Once hygiene training is under way, the project manager hires an experienced contractor. Each site monitor works with the contractors in 10 villages to help organize the communities and select volunteers to provide manual labor. The wells in these areas are dug by hand to a depth of about 30 feet. More than 31 cubic yards of rock and dirt are removed — one bucket at a time. Surprisingly, most wells are dug in less than one week. Concrete casings are then cast on site and lowered one at a time to line the well, which is about six feet across. The well is then capped with a concrete pad, and a hand pump is installed.
Richard Gobba oversees water project development in Lowama and eight other villages. "As site monitor I assist in coordinating the contractors, the technicians and the community," he said. "I work with the community to help them provide their own labor, and I help ensure that a better job is done in each community." Gobba said that because of the sacrifice individuals make in contributing to the Church Humanitarian Fund, LDS Charities also encourages sacrifice on the part of community members to provide sand, hand-cut rock and labor to help build the well.
Most communities charge each family a small fee to help maintain the well. But in one enterprising community, the leaders decided to use the fees to buy goats. The goats would give milk and when the well needed maintenance, a goat would be sold to pay for it. The investment paid a far better return than interest in the bank.

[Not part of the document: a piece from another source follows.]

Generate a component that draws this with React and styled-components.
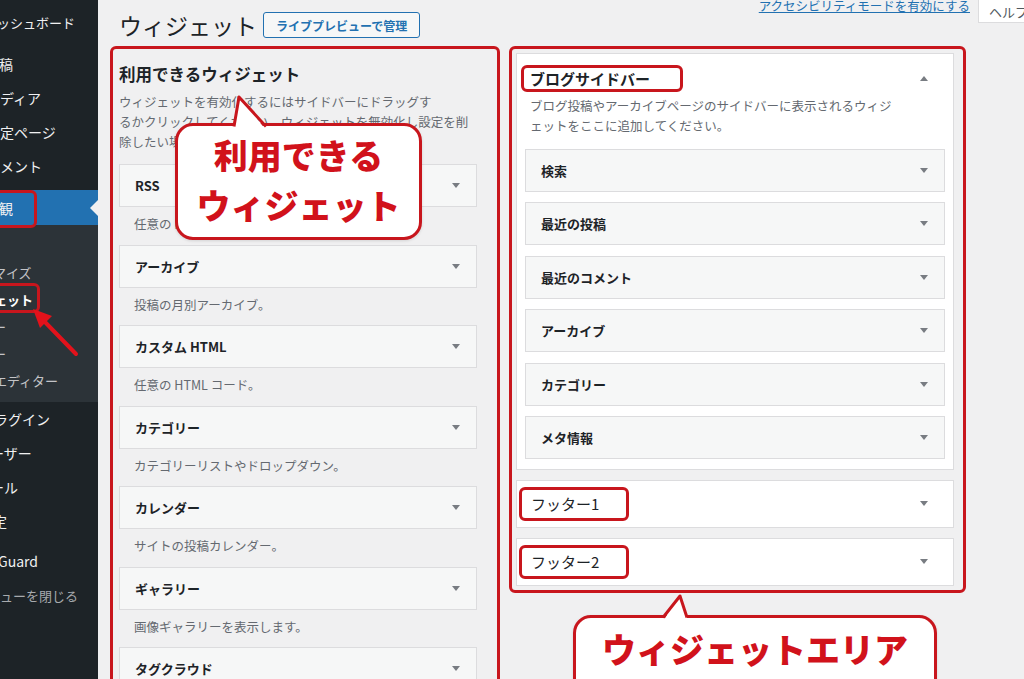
import styled, { createGlobalStyle } from 'styled-components';

const RED = '#c8161d';
const TEXT_RED = '#d1121b';

const GlobalStyle = createGlobalStyle`
  html, body {
    margin: 0;
    padding: 0;
  }

  body {
    width: 1024px;
    height: 679px;
    overflow: hidden;
    background: #f0f0f1;
    color: #1d2327;
    font-family: "Noto Sans CJK JP", "Noto Sans", sans-serif;
  }

  * {
    box-sizing: border-box;
  }
`;

const Page = styled.div`
  display: flex;
  width: 1024px;
  height: 679px;
  overflow: hidden;
`;

/* ---------- admin sidebar (cropped on the left) ---------- */

const Sidebar = styled.nav`
  position: relative;
  flex: 0 0 98px;
  background: #1d2327;
  overflow: hidden;
`;

const MenuList = styled.ul`
  list-style: none;
  margin: 0;
  padding: 5px 0 0;
`;

const MenuItem = styled.li`
  position: relative;
  display: flex;
  align-items: center;
  height: ${({ $current }) => ($current ? 35 : 34)}px;
  margin-top: ${({ $gap }) => $gap || 0}px;
  background: ${({ $current }) => ($current ? '#2271b1' : 'transparent')};
  color: ${({ $muted }) => ($muted ? '#a7aaad' : '#f0f0f1')};
  font-size: ${({ $size }) => $size || 14}px;
  white-space: nowrap;

  &::after {
    content: '';
    display: ${({ $current }) => ($current ? 'block' : 'none')};
    position: absolute;
    right: 0;
    top: 50%;
    margin-top: -8px;
    border-top: 8px solid transparent;
    border-bottom: 8px solid transparent;
    border-right: 8px solid #f0f0f1;
  }
`;

const MenuLabel = styled.span`
  margin-left: ${({ $offset }) => $offset}px;
`;

const SubMenu = styled.ul`
  list-style: none;
  margin: 0;
  padding: 7px 0 8px;
  background: #2c3338;
`;

const SubItem = styled.li`
  display: flex;
  align-items: center;
  height: 27px;
  font-size: 13px;
  white-space: nowrap;
  color: ${({ $current }) => ($current ? '#ffffff' : '#c3c4c7')};
  font-weight: ${({ $current }) => ($current ? 700 : 400)};
`;

const MenuMark = styled.div`
  position: absolute;
  left: -10px;
  top: ${({ $top }) => $top}px;
  width: ${({ $width }) => $width}px;
  height: ${({ $height }) => $height}px;
  border: 3px solid ${RED};
  border-radius: 6px;
`;

const PointerArrow = styled.svg`
  position: absolute;
  left: 0;
  top: 0;
`;

/* ---------- main area ---------- */

const Main = styled.main`
  flex: 1;
  min-width: 0;
  display: flex;
  flex-direction: column;
  padding-left: 12px;
`;

const Header = styled.header`
  flex: 0 0 46px;
  display: flex;
  justify-content: space-between;
  align-items: flex-start;
  height: 46px;
`;

const TitleGroup = styled.div`
  display: flex;
  align-items: center;
  gap: 6px;
  padding: 10px 0 0 9px;
`;

const Title = styled.h1`
  margin: 0;
  font-size: 23px;
  font-weight: 400;
  line-height: 30px;
  color: #1d2327;
`;

const PreviewButton = styled.span`
  display: inline-flex;
  align-items: center;
  height: 26px;
  padding: 0 12px;
  border: 1px solid #2271b1;
  border-radius: 3px;
  background: #f6f7f7;
  color: #2271b1;
  font-size: 12px;
  font-weight: 700;
  white-space: nowrap;
`;

const ScreenMeta = styled.div`
  display: flex;
  align-items: flex-start;
  gap: 8px;
  margin-right: -34px;
`;

const A11yLink = styled.a`
  margin-top: -2px;
  color: #2271b1;
  font-size: 12.5px;
  line-height: 16px;
  text-decoration: underline;
  white-space: nowrap;
`;

const HelpTab = styled.div`
  display: flex;
  align-items: center;
  width: 80px;
  height: 23px;
  padding: 0 10px;
  background: #ffffff;
  border: 1px solid #dcdcde;
  border-top: 0;
  color: #50575e;
  font-size: 13px;
  white-space: nowrap;
`;

const Columns = styled.div`
  flex: 0 0 auto;
  display: flex;
  align-items: flex-start;
  gap: 9px;
`;

/* ---------- available widgets ---------- */

const AvailableFrame = styled.section`
  position: relative;
  width: 390px;
  padding: 13px 20px 0 6px;
  border: 3px solid ${RED};
  border-radius: 6px;
`;

const SectionHeading = styled.h2`
  margin: 0;
  font-size: 16.5px;
  font-weight: 700;
  line-height: 24px;
  color: #1d2327;
`;

const HelpText = styled.p`
  margin: ${({ $margin }) => $margin};
  padding-left: ${({ $indent }) => $indent || 0}px;
  font-size: 12.5px;
  line-height: 20px;
  color: #646970;
  white-space: nowrap;
`;

const WidgetRow = styled.div`
  display: flex;
  align-items: center;
  justify-content: space-between;
  height: 43px;
  padding: 0 16px 0 15px;
  background: #f6f7f7;
  border: 1px solid #dcdcde;
  font-size: 13px;
  font-weight: 700;
  color: #1d2327;
  white-space: nowrap;
`;

const WidgetDesc = styled.div`
  padding: 8px 0 11.5px 15px;
  font-size: 12.5px;
  line-height: 18px;
  color: #646970;
  white-space: nowrap;
`;

const Caret = styled.span`
  flex: 0 0 auto;
  width: 0;
  height: 0;
  border-left: 4px solid transparent;
  border-right: 4px solid transparent;
  border-top: ${({ $up }) => ($up ? '0' : '5px solid #787c82')};
  border-bottom: ${({ $up }) => ($up ? '5px solid #787c82' : '0')};
`;

/* ---------- widget areas ---------- */

const AreaColumn = styled.div`
  display: flex;
  flex-direction: column;
  align-items: flex-start;
`;

const AreaFrame = styled.section`
  display: flex;
  flex-direction: column;
  gap: 10px;
  width: 457px;
  padding: 4px 9px 4px 4px;
  border: 3px solid ${RED};
  border-radius: 6px;
`;

const SidebarBox = styled.div`
  padding: 12px 8px 10px;
  background: #ffffff;
  border: 1px solid #dcdcde;
`;

const AreaTitleRow = styled.div`
  display: flex;
  align-items: center;
  justify-content: space-between;
  height: 24px;
  padding: 0 17px 0 5px;
`;

const AreaTitleMark = styled.span`
  display: inline-flex;
  align-items: center;
  width: 162px;
  height: 27px;
  margin-left: -9px;
  padding-left: 6px;
  border: 3px solid ${RED};
  border-radius: 6px;
  font-size: 15px;
  font-weight: 700;
  white-space: nowrap;
`;

const InnerRows = styled.div`
  display: flex;
  flex-direction: column;
  gap: 10.4px;
`;

const FooterBox = styled.div`
  display: flex;
  align-items: center;
  justify-content: space-between;
  height: 48px;
  padding: 0 25px 0 14px;
  background: #ffffff;
  border: 1px solid #dcdcde;
`;

const FooterMark = styled.span`
  display: inline-flex;
  align-items: center;
  width: 110px;
  height: 34px;
  margin-left: -12px;
  padding-left: 9px;
  border: 3px solid ${RED};
  border-radius: 6px;
  font-size: 15px;
  color: #1d2327;
  white-space: nowrap;
`;

/* ---------- callouts ---------- */

const Bubble = styled.div`
  position: ${({ $floating }) => ($floating ? 'absolute' : 'relative')};
  left: ${({ $floating }) => ($floating ? '62px' : 'auto')};
  top: ${({ $floating }) => ($floating ? '74px' : 'auto')};
  width: ${({ $width }) => $width}px;
  height: ${({ $height }) => $height}px;
  margin: ${({ $margin }) => $margin || 0};
  padding-top: ${({ $padTop }) => $padTop}px;
  background: #ffffff;
  border: 3px solid ${RED};
  border-radius: 18px;
  color: ${TEXT_RED};
  font-size: 34px;
  font-weight: 900;
  line-height: ${({ $line }) => $line}px;
  text-align: center;
  white-space: nowrap;
  box-shadow: 0 1px 3px rgba(0, 0, 0, 0.12);
`;

const Tail = styled.svg`
  position: absolute;
  left: ${({ $left }) => $left}px;
  top: ${({ $top }) => $top}px;
  overflow: visible;
`;

const available = [
  { name: 'RSS', desc: '任意の RSS または Atom フィードのエントリー。' },
  { name: 'アーカイブ', desc: '投稿の月別アーカイブ。' },
  { name: 'カスタム HTML', desc: '任意の HTML コード。' },
  { name: 'カテゴリー', desc: 'カテゴリーリストやドロップダウン。' },
  { name: 'カレンダー', desc: 'サイトの投稿カレンダー。' },
  { name: 'ギャラリー', desc: '画像ギャラリーを表示します。' },
  { name: 'タグクラウド', desc: 'よく使われているタグのクラウド。' },
];

const sidebarWidgets = ['検索', '最近の投稿', '最近のコメント', 'アーカイブ', 'カテゴリー', 'メタ情報'];

const App = () => (
  <>
    <GlobalStyle />
    <Page>
      <Sidebar>
        <MenuList>
          <MenuItem $size={13}>
            <MenuLabel $offset={-16}>ダッシュボード</MenuLabel>
          </MenuItem>
          <MenuItem $gap={8}>
            <MenuLabel $offset={-15}>投稿</MenuLabel>
          </MenuItem>
          <MenuItem>
            <MenuLabel $offset={-14}>メディア</MenuLabel>
          </MenuItem>
          <MenuItem>
            <MenuLabel $offset={-14}>固定ページ</MenuLabel>
          </MenuItem>
          <MenuItem>
            <MenuLabel $offset={-14}>コメント</MenuLabel>
          </MenuItem>
          <MenuItem $gap={7} $current>
            <MenuLabel $offset={-15}>外観</MenuLabel>
          </MenuItem>
          <SubMenu>
            <SubItem>
              <MenuLabel $offset={-49}>テーマ</MenuLabel>
            </SubItem>
            <SubItem>
              <MenuLabel $offset={-46}>カスタマイズ</MenuLabel>
            </SubItem>
            <SubItem $current>
              <MenuLabel $offset={-45}>ウィジェット</MenuLabel>
            </SubItem>
            <SubItem>
              <MenuLabel $offset={-46}>メニュー</MenuLabel>
            </SubItem>
            <SubItem>
              <MenuLabel $offset={-46}>ヘッダー</MenuLabel>
            </SubItem>
            <SubItem>
              <MenuLabel $offset={-45}>テーマエディター</MenuLabel>
            </SubItem>
          </SubMenu>
          <MenuItem>
            <MenuLabel $offset={-20}>プラグイン</MenuLabel>
          </MenuItem>
          <MenuItem>
            <MenuLabel $offset={-24}>ユーザー</MenuLabel>
          </MenuItem>
          <MenuItem>
            <MenuLabel $offset={-24}>ツール</MenuLabel>
          </MenuItem>
          <MenuItem>
            <MenuLabel $offset={-21}>設定</MenuLabel>
          </MenuItem>
          <MenuItem $gap={6}>
            <MenuLabel $offset={-27}>SiteGuard</MenuLabel>
          </MenuItem>
          <MenuItem $muted $size={13}>
            <MenuLabel $offset={-26}>メニューを閉じる</MenuLabel>
          </MenuItem>
        </MenuList>

        <MenuMark $top={190} $width={47} $height={38} />
        <MenuMark $top={283} $width={50} $height={30} />
        <PointerArrow width="98" height="400" viewBox="0 0 98 400">
          <line x1="76" y1="354" x2="44" y2="321" stroke="#e3121b" strokeWidth="4" strokeLinecap="round" />
          <polygon points="33,309 52,316 40,328" fill="#e3121b" />
        </PointerArrow>
      </Sidebar>

      <Main>
        <Header>
          <TitleGroup>
            <Title>ウィジェット</Title>
            <PreviewButton>ライブプレビューで管理</PreviewButton>
          </TitleGroup>
          <ScreenMeta>
            <A11yLink>アクセシビリティモードを有効にする</A11yLink>
            <HelpTab>ヘルプ ▼</HelpTab>
          </ScreenMeta>
        </Header>

        <Columns>
          <AvailableFrame>
            <SectionHeading>利用できるウィジェット</SectionHeading>
            <HelpText $margin="6px 0 12px">
              ウィジェットを有効化するにはサイドバーにドラッグす
              <br />
              るかクリックしてください。ウィジェットを無効化し設定を削
              <br />
              除したい場合は、ドラッグして戻してください。
            </HelpText>
            {available.map(({ name, desc }) => (
              <div key={name}>
                <WidgetRow>
                  {name}
                  <Caret />
                </WidgetRow>
                <WidgetDesc>{desc}</WidgetDesc>
              </div>
            ))}

            <Bubble $floating $width={247} $height={117} $padTop={4} $line={50}>
              <Tail $left={50} $top={-31} width="45" height="36" viewBox="0 0 45 36">
                <polygon points="6,35 11,2 38,35" fill="#ffffff" />
                <polyline points="6,31.5 11,2 38,31.5" fill="none" stroke={RED} strokeWidth="3" strokeLinejoin="round" />
              </Tail>
              利用できる
              <br />
              ウィジェット
            </Bubble>
          </AvailableFrame>

          <AreaColumn>
            <AreaFrame>
              <SidebarBox>
                <AreaTitleRow>
                  <AreaTitleMark>ブログサイドバー</AreaTitleMark>
                  <Caret $up />
                </AreaTitleRow>
                <HelpText $margin="6px 0 13px" $indent={5}>
                  ブログ投稿やアーカイブページのサイドバーに表示されるウィジ
                  <br />
                  ェットをここに追加してください。
                </HelpText>
                <InnerRows>
                  {sidebarWidgets.map((name) => (
                    <WidgetRow key={name}>
                      {name}
                      <Caret />
                    </WidgetRow>
                  ))}
                </InnerRows>
              </SidebarBox>
              <FooterBox>
                <FooterMark>フッター1</FooterMark>
                <Caret />
              </FooterBox>
              <FooterBox>
                <FooterMark>フッター2</FooterMark>
                <Caret />
              </FooterBox>
            </AreaFrame>

            <Bubble $width={364} $height={90} $margin="22px 0 0 64px" $padTop={8} $line={46}>
              <Tail $left={84} $top={-24} width="30" height="28" viewBox="0 0 30 28">
                <polygon points="3,27 20,2 28,27" fill="#ffffff" />
                <polyline points="3,23.5 20,2 27,23.5" fill="none" stroke={RED} strokeWidth="3" strokeLinejoin="round" />
              </Tail>
              ウィジェットエリア
            </Bubble>
          </AreaColumn>
        </Columns>
      </Main>
    </Page>
  </>
);

export default App;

Once the pump is operational, women and children line up their buckets at sunrise and for the next two hours take turns pumping clean water for their cooking needs that day. This needed ritual takes place every morning, during the wet season or the dry season. While still an arduous task — women carry as much as 40 pounds of water on their heads and small children carry up to 15 pounds on theirs — it is much less time-consuming than walking a mile or more for water. The greatest benefit is that the water is free from the harmful bacteria that can cause disease that too often proves fatal for infants and small children.

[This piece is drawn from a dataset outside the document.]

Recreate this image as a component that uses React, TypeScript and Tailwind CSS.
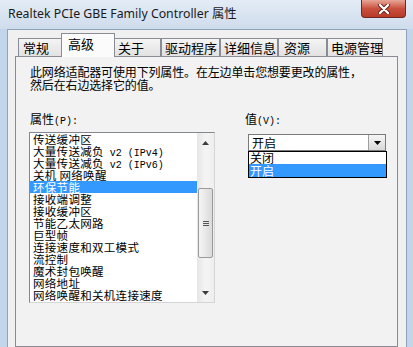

The value of clean water cannot be completely appreciated until it is realized that Sierra Leone has the world's second highest infant mortality rate. Water-borne typhoid fever is one of the leading causes. Last year, LDS Charities provided clean water in Sierra Leone and 22 other countries for nearly one million people. Funding came from individual contributions to the humanitarian fund on meetinghouse donation slips and through LDS Philanthropies.
"If I could speak for the people of Sierra Leone," said Mustapha Turay, project manager for the new wells, "I would say a big thank you to The Church of Jesus Christ of Latter-day Saints for blessing our lives, for coming to our aid at a most needed time. Thank you for saving lives, for saving children who would have died, and for creating jobs for our brothers and sisters who are employed in this water project."
After an afternoon of successful interviews and filming, it was time to go. As we left by canoe, the village children came down to the riverbank and waded into the water to say their goodbyes. We circled back toward the shore one last time to bid farewell and received shouts of "Thank you," "We love you," and "Goodbye!"
We sat there feeling humbled and grateful. For so much of the year we live in air-conditioned or heated comfort, with easy access to clean air and water. We rededicated ourselves to doing more with whatever resources we can bring to those who need them. While we are changing other people's lives, they are changing ours as well.